→ Your task
Skip all pictures, then print the remaining material exactly.

>> start Given data

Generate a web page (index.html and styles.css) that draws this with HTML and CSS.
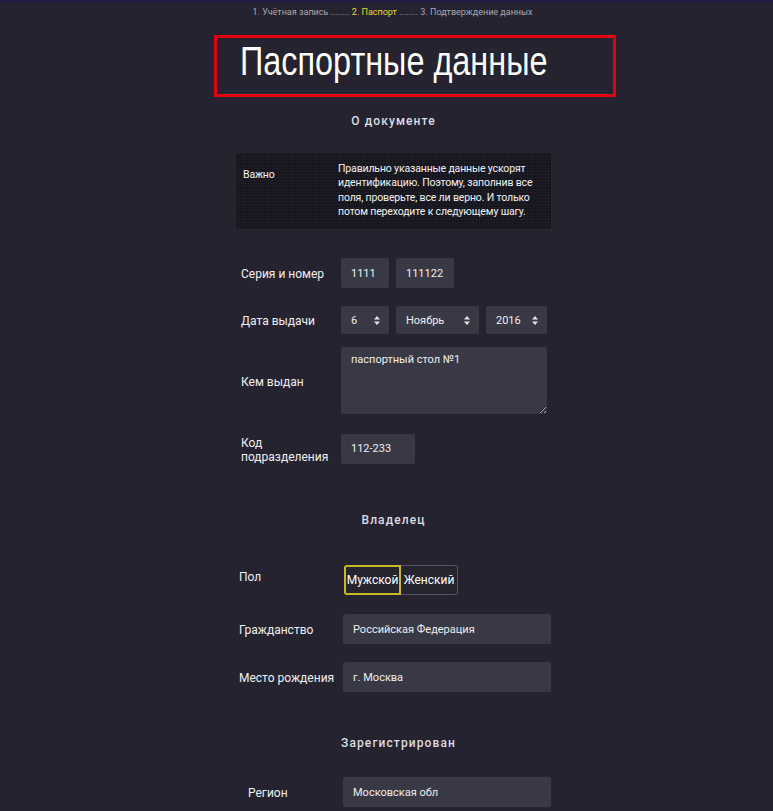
FILE: index.html
```html
<!DOCTYPE html>
<html lang="ru">
<head>
    <meta charset="UTF-8">
    <meta name="viewport" content="width=device-width, initial-scale=1.0">
    <title>Паспортные данные</title>
    <link rel="stylesheet" href="styles.css">
</head>
<body>
    <div class="topline"></div>

    <nav class="steps">
        1. Учётная запись ........ <span class="current">2. Паспорт</span> ........ 3. Подтверждение данных
    </nav>

    <header class="title-box">
        <h1>Паспортные данные</h1>
    </header>

    <main class="form">
        <h2 class="section-title">О документе</h2>

        <div class="notice">
            <div class="notice-label">Важно</div>
            <div class="notice-text">Правильно указанные данные ускорят идентификацию. Поэтому, заполнив все поля, проверьте, все ли верно. И только потом переходите к следующему шагу.</div>
        </div>

        <div class="row row-series">
            <label>Серия и номер</label>
            <div class="fields">
                <input class="input w-series" type="text" value="1111">
                <input class="input w-number" type="text" value="111122">
            </div>
        </div>

        <div class="row row-date">
            <label>Дата выдачи</label>
            <div class="fields">
                <div class="select w-day">
                    <span>6</span>
                    <svg width="6" height="9" viewBox="0 0 6 9"><path d="M3 0L6 3.5H0z M3 9L0 5.5H6z" fill="#e6e6e6"/></svg>
                </div>
                <div class="select w-month">
                    <span>Ноябрь</span>
                    <svg width="6" height="9" viewBox="0 0 6 9"><path d="M3 0L6 3.5H0z M3 9L0 5.5H6z" fill="#e6e6e6"/></svg>
                </div>
                <div class="select w-year">
                    <span>2016</span>
                    <svg width="6" height="9" viewBox="0 0 6 9"><path d="M3 0L6 3.5H0z M3 9L0 5.5H6z" fill="#e6e6e6"/></svg>
                </div>
            </div>
        </div>

        <div class="row row-issuer">
            <label>Кем выдан</label>
            <textarea class="input textarea">паспортный стол №1</textarea>
        </div>

        <div class="row row-code">
            <label>Код<br>подразделения</label>
            <div class="fields">
                <input class="input w-code" type="text" value="112-233">
            </div>
        </div>

        <h2 class="section-title owner-title">Владелец</h2>

        <div class="row row-gender">
            <label>Пол</label>
            <div class="toggle">
                <button class="active">Мужской</button>
                <button>Женский</button>
            </div>
        </div>

        <div class="row row-citizen">
            <label>Гражданство</label>
            <input class="input wide" type="text" value="Российская Федерация">
        </div>

        <div class="row row-birth">
            <label>Место рождения</label>
            <input class="input wide" type="text" value="г. Москва">
        </div>

        <h2 class="section-title reg-title">Зарегистрирован</h2>

        <div class="row row-region">
            <label>Регион</label>
            <input class="input wide" type="text" value="Московская обл">
        </div>
    </main>
</body>
</html>
```

FILE: styles.css
```css
body {
    margin: 0;
    padding: 0;
    background-color: #24232f;
    color: #e6e6e6;
    font-family: Roboto, "Noto Sans", sans-serif;
}

.topline {
    height: 2px;
    background-color: #1f1c4c;
}

.steps {
    text-align: center;
    font-size: 9px;
    color: #a9a8b0;
    padding: 3px 0 0 12px;
    height: 15px;
    line-height: 15px;
}

.steps .current {
    color: #eed530;
}

.title-box {
    width: 396px;
    height: 56px;
    margin: 15px 0 0 214px;
    border: 3px solid #e3000f;
}

.title-box h1 {
    margin: 0;
    padding-left: 23px;
    font-family: "Liberation Sans", sans-serif;
    font-weight: normal;
    font-size: 40px;
    line-height: 46px;
    color: #fff;
    transform: scaleX(0.81);
    transform-origin: 23px 0;
    white-space: nowrap;
}

.form {
    width: 315px;
    margin-left: 236px;
}

.section-title {
    margin: 16px 0 0;
    text-align: center;
    font-size: 12px;
    font-weight: 500;
    letter-spacing: 1.1px;
    line-height: 16px;
    color: #dcdce2;
}

.notice {
    display: grid;
    grid-template-columns: 95px 1fr;
    margin-top: 24px;
    padding: 9px 7px 10px;
    background-color: #16151e;
    background-image:
        repeating-linear-gradient(0deg, rgba(255, 255, 255, 0.025) 0 1px, transparent 1px 3px),
        repeating-linear-gradient(90deg, rgba(255, 255, 255, 0.025) 0 1px, transparent 1px 3px);
    font-size: 10.5px;
    letter-spacing: -0.15px;
    line-height: 14.3px;
    color: #f2f2f2;
}

.notice-label {
    padding-top: 6px;
}

.notice-text {
    padding-right: 4px;
}

.row {
    display: grid;
    grid-template-columns: 105px 1fr;
    align-items: center;
}

.row label {
    padding-left: 5px;
    padding-top: 4px;
    font-size: 12px;
    line-height: 13.5px;
    color: #f0f0f0;
}

.fields {
    display: flex;
    gap: 7px;
}

.input {
    box-sizing: border-box;
    height: 30px;
    padding: 0 10px;
    border: none;
    border-radius: 2px;
    background-color: #393845;
    color: #eeeeee;
    font-family: inherit;
    font-size: 11px;
    outline: none;
}

.w-series { width: 48px; }
.w-number { width: 58px; }
.w-code { width: 74px; }
.wide { width: 208px; margin-left: 2px; }

.select {
    box-sizing: border-box;
    height: 28px;
    padding: 0 9px 0 10px;
    display: flex;
    align-items: center;
    justify-content: space-between;
    border-radius: 2px;
    background-color: #393845;
    font-size: 11px;
    color: #eeeeee;
}

.w-day { width: 48px; }
.w-month { width: 83px; }
.w-year { width: 61px; }

.textarea {
    width: 206px;
    height: 67px;
    padding-top: 6px;
    resize: vertical;
    line-height: 14px;
}

.row-series { margin-top: 29px; }
.row-date { margin-top: 18px; }
.row-issuer { margin-top: 13px; }
.row-code { margin-top: 19px; }

.owner-title { margin-top: 48px; }

.row-gender { margin-top: 37px; }
.row-gender label { padding-left: 3px; padding-top: 0; margin-top: -5px; }
.row-citizen { margin-top: 19px; }
.row-birth { margin-top: 18px; }
.row-citizen label, .row-birth label { padding-left: 3px; }

.reg-title { margin-top: 43px; padding-left: 10px; }

.row-region { margin-top: 26px; }
.row-region label { padding-left: 12px; }

.toggle {
    display: flex;
    margin-left: 3px;
}

.toggle button {
    box-sizing: border-box;
    height: 30px;
    width: 57px;
    padding: 0;
    border: 1px solid #55545e;
    border-left: none;
    border-radius: 0 3px 3px 0;
    background-color: #25242f;
    color: #ffffff;
    font-family: inherit;
    font-size: 12px;
}

.toggle button.active {
    border: 2px solid #c9b724;
    border-radius: 3px 0 0 3px;
}
```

>> end Given data

→ Response below
Generate a web page (index.html and styles.css) that draws this with HTML and CSS.
FILE: index.html
```html
<!DOCTYPE html>
<html lang="ru">
<head>
    <meta charset="UTF-8">
    <meta name="viewport" content="width=device-width, initial-scale=1.0">
    <title>Паспортные данные</title>
    <link rel="stylesheet" href="styles.css">
</head>
<body>
    <div class="topline"></div>

    <nav class="steps">
        1. Учётная запись ........ <span class="current">2. Паспорт</span> ........ 3. Подтверждение данных
    </nav>

    <header class="title-box">
        <h1>Паспортные данные</h1>
    </header>

    <main class="form">
        <h2 class="section-title">О документе</h2>

        <div class="notice">
            <div class="notice-label">Важно</div>
            <div class="notice-text">Правильно указанные данные ускорят идентификацию. Поэтому, заполнив все поля, проверьте, все ли верно. И только потом переходите к следующему шагу.</div>
        </div>

        <div class="row row-series">
            <label>Серия и номер</label>
            <div class="fields">
                <input class="input w-series" type="text" value="1111">
                <input class="input w-number" type="text" value="111122">
            </div>
        </div>

        <div class="row row-date">
            <label>Дата выдачи</label>
            <div class="fields">
                <div class="select w-day">
                    <span>6</span>
                    <svg width="6" height="9" viewBox="0 0 6 9"><path d="M3 0L6 3.5H0z M3 9L0 5.5H6z" fill="#e6e6e6"/></svg>
                </div>
                <div class="select w-month">
                    <span>Ноябрь</span>
                    <svg width="6" height="9" viewBox="0 0 6 9"><path d="M3 0L6 3.5H0z M3 9L0 5.5H6z" fill="#e6e6e6"/></svg>
                </div>
                <div class="select w-year">
                    <span>2016</span>
                    <svg width="6" height="9" viewBox="0 0 6 9"><path d="M3 0L6 3.5H0z M3 9L0 5.5H6z" fill="#e6e6e6"/></svg>
                </div>
            </div>
        </div>

        <div class="row row-issuer">
            <label>Кем выдан</label>
            <textarea class="input textarea">паспортный стол №1</textarea>
        </div>

        <div class="row row-code">
            <label>Код<br>подразделения</label>
            <div class="fields">
                <input class="input w-code" type="text" value="112-233">
            </div>
        </div>

        <h2 class="section-title owner-title">Владелец</h2>

        <div class="row row-gender">
            <label>Пол</label>
            <div class="toggle">
                <button class="active">Мужской</button>
                <button>Женский</button>
            </div>
        </div>

        <div class="row row-citizen">
            <label>Гражданство</label>
            <input class="input wide" type="text" value="Российская Федерация">
        </div>

        <div class="row row-birth">
            <label>Место рождения</label>
            <input class="input wide" type="text" value="г. Москва">
        </div>

        <h2 class="section-title reg-title">Зарегистрирован</h2>

        <div class="row row-region">
            <label>Регион</label>
            <input class="input wide" type="text" value="Московская обл">
        </div>
    </main>
</body>
</html>
```

FILE: styles.css
```css
body {
    margin: 0;
    padding: 0;
    background-color: #24232f;
    color: #e6e6e6;
    font-family: Roboto, "Noto Sans", sans-serif;
}

.topline {
    height: 2px;
    background-color: #1f1c4c;
}

.steps {
    text-align: center;
    font-size: 9px;
    color: #a9a8b0;
    padding: 3px 0 0 12px;
    height: 15px;
    line-height: 15px;
}

.steps .current {
    color: #eed530;
}

.title-box {
    width: 396px;
    height: 56px;
    margin: 15px 0 0 214px;
    border: 3px solid #e3000f;
}

.title-box h1 {
    margin: 0;
    padding-left: 23px;
    font-family: "Liberation Sans", sans-serif;
    font-weight: normal;
    font-size: 40px;
    line-height: 46px;
    color: #fff;
    transform: scaleX(0.81);
    transform-origin: 23px 0;
    white-space: nowrap;
}

.form {
    width: 315px;
    margin-left: 236px;
}

.section-title {
    margin: 16px 0 0;
    text-align: center;
    font-size: 12px;
    font-weight: 500;
    letter-spacing: 1.1px;
    line-height: 16px;
    color: #dcdce2;
}

.notice {
    display: grid;
    grid-template-columns: 95px 1fr;
    margin-top: 24px;
    padding: 9px 7px 10px;
    background-color: #16151e;
    background-image:
        repeating-linear-gradient(0deg, rgba(255, 255, 255, 0.025) 0 1px, transparent 1px 3px),
        repeating-linear-gradient(90deg, rgba(255, 255, 255, 0.025) 0 1px, transparent 1px 3px);
    font-size: 10.5px;
    letter-spacing: -0.15px;
    line-height: 14.3px;
    color: #f2f2f2;
}

.notice-label {
    padding-top: 6px;
}

.notice-text {
    padding-right: 4px;
}

.row {
    display: grid;
    grid-template-columns: 105px 1fr;
    align-items: center;
}

.row label {
    padding-left: 5px;
    padding-top: 4px;
    font-size: 12px;
    line-height: 13.5px;
    color: #f0f0f0;
}

.fields {
    display: flex;
    gap: 7px;
}

.input {
    box-sizing: border-box;
    height: 30px;
    padding: 0 10px;
    border: none;
    border-radius: 2px;
    background-color: #393845;
    color: #eeeeee;
    font-family: inherit;
    font-size: 11px;
    outline: none;
}

.w-series { width: 48px; }
.w-number { width: 58px; }
.w-code { width: 74px; }
.wide { width: 208px; margin-left: 2px; }

.select {
    box-sizing: border-box;
    height: 28px;
    padding: 0 9px 0 10px;
    display: flex;
    align-items: center;
    justify-content: space-between;
    border-radius: 2px;
    background-color: #393845;
    font-size: 11px;
    color: #eeeeee;
}

.w-day { width: 48px; }
.w-month { width: 83px; }
.w-year { width: 61px; }

.textarea {
    width: 206px;
    height: 67px;
    padding-top: 6px;
    resize: vertical;
    line-height: 14px;
}

.row-series { margin-top: 29px; }
.row-date { margin-top: 18px; }
.row-issuer { margin-top: 13px; }
.row-code { margin-top: 19px; }

.owner-title { margin-top: 48px; }

.row-gender { margin-top: 37px; }
.row-gender label { padding-left: 3px; padding-top: 0; margin-top: -5px; }
.row-citizen { margin-top: 19px; }
.row-birth { margin-top: 18px; }
.row-citizen label, .row-birth label { padding-left: 3px; }

.reg-title { margin-top: 43px; padding-left: 10px; }

.row-region { margin-top: 26px; }
.row-region label { padding-left: 12px; }

.toggle {
    display: flex;
    margin-left: 3px;
}

.toggle button {
    box-sizing: border-box;
    height: 30px;
    width: 57px;
    padding: 0;
    border: 1px solid #55545e;
    border-left: none;
    border-radius: 0 3px 3px 0;
    background-color: #25242f;
    color: #ffffff;
    font-family: inherit;
    font-size: 12px;
}

.toggle button.active {
    border: 2px solid #c9b724;
    border-radius: 3px 0 0 3px;
}
```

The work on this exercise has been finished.